Executive recommendations for workflow modernization in distribution
Executives should approach distribution workflow modernization as a cross-functional operating model initiative. The most successful programs align operations, IT, finance, customer service, and warehouse leadership around a common process architecture. They define workflow standards, integration ownership, service-level metrics, and escalation models before scaling automation.
A practical roadmap starts with mapping the current order-to-fulfillment workflow, identifying manual interventions, and quantifying where errors, delays, and reconciliation effort occur. The next step is to prioritize high-friction handoffs such as order release, inventory allocation, shipment confirmation, and invoice triggering. From there, organizations can modernize APIs and middleware, implement workflow orchestration, and add process intelligence to monitor performance continuously.

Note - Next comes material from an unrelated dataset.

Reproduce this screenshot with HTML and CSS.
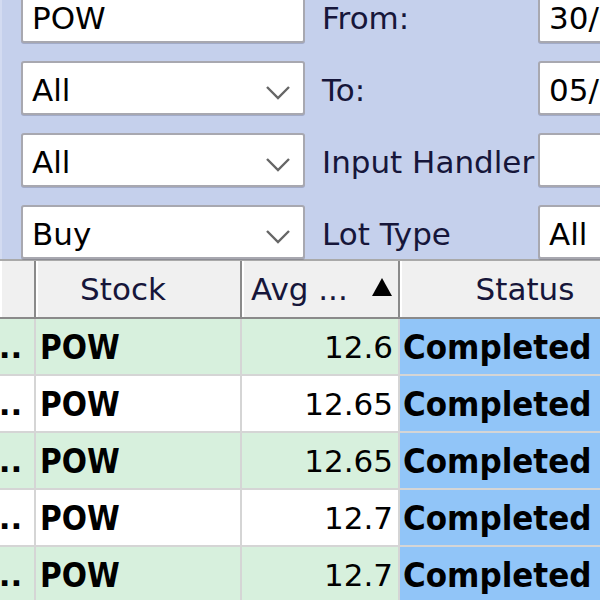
FILE: index.html
```html
<!DOCTYPE html>
<html lang="en">
<head>
    <meta charset="UTF-8">
    <title>Lot Search</title>
    <link rel="stylesheet" href="styles.css">
</head>
<body>
    <div class="filters">
        <div class="field-col">
            <div class="box">POW</div>
            <div class="box combo">All
                <svg class="chev" width="24" height="14" viewBox="0 0 24 14"><polyline points="1,1 12,12 23,1" fill="none" stroke="#666" stroke-width="2.4"/></svg>
            </div>
            <div class="box combo">All
                <svg class="chev" width="24" height="14" viewBox="0 0 24 14"><polyline points="1,1 12,12 23,1" fill="none" stroke="#666" stroke-width="2.4"/></svg>
            </div>
            <div class="box combo">Buy
                <svg class="chev" width="24" height="14" viewBox="0 0 24 14"><polyline points="1,1 12,12 23,1" fill="none" stroke="#666" stroke-width="2.4"/></svg>
            </div>
        </div>
        <div class="label-col">
            <div class="label">From:</div>
            <div class="label">To:</div>
            <div class="label">Input Handler</div>
            <div class="label">Lot Type</div>
        </div>
        <div class="field-col narrow">
            <div class="box">30/06/2023</div>
            <div class="box">05/07/2023</div>
            <div class="box"></div>
            <div class="box">All</div>
        </div>
    </div>

    <table class="grid">
        <colgroup>
            <col class="c-time">
            <col class="c-stock">
            <col class="c-avg">
            <col class="c-status">
        </colgroup>
        <thead>
            <tr>
                <th></th>
                <th class="h-stock">Stock</th>
                <th class="h-avg"><div class="sort-head"><span>Avg ...</span><span class="sort-up"></span></div></th>
                <th class="h-status">Status</th>
            </tr>
        </thead>
        <tbody>
            <tr class="alt">
                <td class="time">...</td><td class="stock">POW</td><td class="num">12.6</td><td class="status">Completed</td>
            </tr>
            <tr>
                <td class="time">...</td><td class="stock">POW</td><td class="num">12.65</td><td class="status">Completed</td>
            </tr>
            <tr class="alt">
                <td class="time">...</td><td class="stock">POW</td><td class="num">12.65</td><td class="status">Completed</td>
            </tr>
            <tr>
                <td class="time">...</td><td class="stock">POW</td><td class="num">12.7</td><td class="status">Completed</td>
            </tr>
            <tr class="alt">
                <td class="time">...</td><td class="stock">POW</td><td class="num">12.7</td><td class="status">Completed</td>
            </tr>
        </tbody>
    </table>
</body>
</html>
```

FILE: styles.css
```css
html, body {
    margin: 0;
    padding: 0;
    width: 600px;
    height: 600px;
    overflow: hidden;
    background: #fff;
    font-family: "DejaVu Sans", Verdana, sans-serif;
    font-size: 31px;
    color: #000;
}

.filters {
    display: flex;
    margin-top: -11px;
    padding-left: 19px;
    background: #c5d0ec;
    border-left: 2px solid #d3dbf1;
}

.field-col {
    display: flex;
    flex-direction: column;
    gap: 18px;
    width: 284px;
    flex-shrink: 0;
}

.field-col.narrow {
    width: 120px;
}

.box {
    box-sizing: border-box;
    height: 54px;
    display: flex;
    align-items: center;
    padding: 3px 0 0 9px;
    background: #fff;
    border: 2px solid #a8a8b0;
    border-radius: 3px;
    box-shadow: 0 1px 0 rgba(60, 60, 90, 0.25);
    white-space: nowrap;
    overflow: hidden;
}

.combo {
    justify-content: space-between;
    padding-right: 13px;
}

.chev {
    margin-top: 6px;
}

.label-col {
    display: flex;
    flex-direction: column;
    gap: 18px;
    width: 216px;
    padding-left: 17px;
    flex-shrink: 0;
}

.label {
    height: 54px;
    display: flex;
    align-items: center;
    padding-top: 3px;
    box-sizing: border-box;
    color: #16163a;
    white-space: nowrap;
}

.grid {
    table-layout: fixed;
    border-collapse: separate;
    border-spacing: 0;
    width: 680px;
    border-top: 2px solid #a9a9a9;
}

.c-time { width: 36px; }
.c-stock { width: 206px; }
.c-avg { width: 158px; }
.c-status { width: 280px; }

.grid th {
    font-weight: normal;
    line-height: 56px;
    padding: 0;
    background: #f0f0f0;
    border-right: 2px solid #8a8a8a;
    border-bottom: 2px solid #8a8a8a;
    box-shadow: inset 2px 0 0 #fff;
    white-space: nowrap;
    overflow: hidden;
    color: #16163a;
}

.h-stock {
    text-align: center;
    padding-right: 30px !important;
}

.h-status {
    text-align: center;
    padding-right: 28px !important;
}

.sort-head {
    display: flex;
    align-items: center;
    justify-content: space-between;
    padding: 0 6px 0 9px;
}

.sort-up {
    width: 0;
    height: 0;
    border-left: 10px solid transparent;
    border-right: 10px solid transparent;
    border-bottom: 18px solid #000;
    margin-top: -4px;
}

.grid td {
    box-sizing: border-box;
    height: 57px;
    line-height: 53px;
    padding: 2px 0 0;
    background: #fff;
    border-right: 2px solid #d5d5d5;
    border-bottom: 2px solid #d5d5d5;
    white-space: nowrap;
    overflow: hidden;
}

.grid tr.alt td {
    background: #d7f0dd;
}

.grid td.time {
    font-weight: bold;
    text-indent: -13px;
}

.grid td.stock {
    font-family: "DejaVu Sans Condensed", "DejaVu Sans", sans-serif;
    font-stretch: condensed;
    font-weight: bold;
    font-size: 33px;
    padding-left: 4px;
}

.grid td.num {
    text-align: right;
    padding-right: 5px;
}

.grid td.status,
.grid tr.alt td.status {
    font-family: "DejaVu Sans Condensed", "DejaVu Sans", sans-serif;
    font-stretch: condensed;
    font-weight: bold;
    font-size: 34.5px;
    background: #91c5f8;
    padding-left: 3px;
}
```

ROI should be evaluated beyond labor savings. Stronger workflow design improves perfect order rates, reduces chargebacks and deductions, lowers expedite costs, shortens cash conversion cycles, and increases operational scalability without proportional headcount growth. The tradeoff is that enterprise-grade orchestration requires governance discipline, architecture investment, and process standardization that some business units may initially resist.
For SysGenPro clients, the strategic opportunity is clear: redesign distribution operations as connected enterprise workflow infrastructure. When ERP integration, middleware modernization, API governance, AI-assisted automation, and process intelligence are aligned, organizations can improve order accuracy and fulfillment efficiency in a way that is measurable, resilient, and scalable across regions, channels, and growth phases.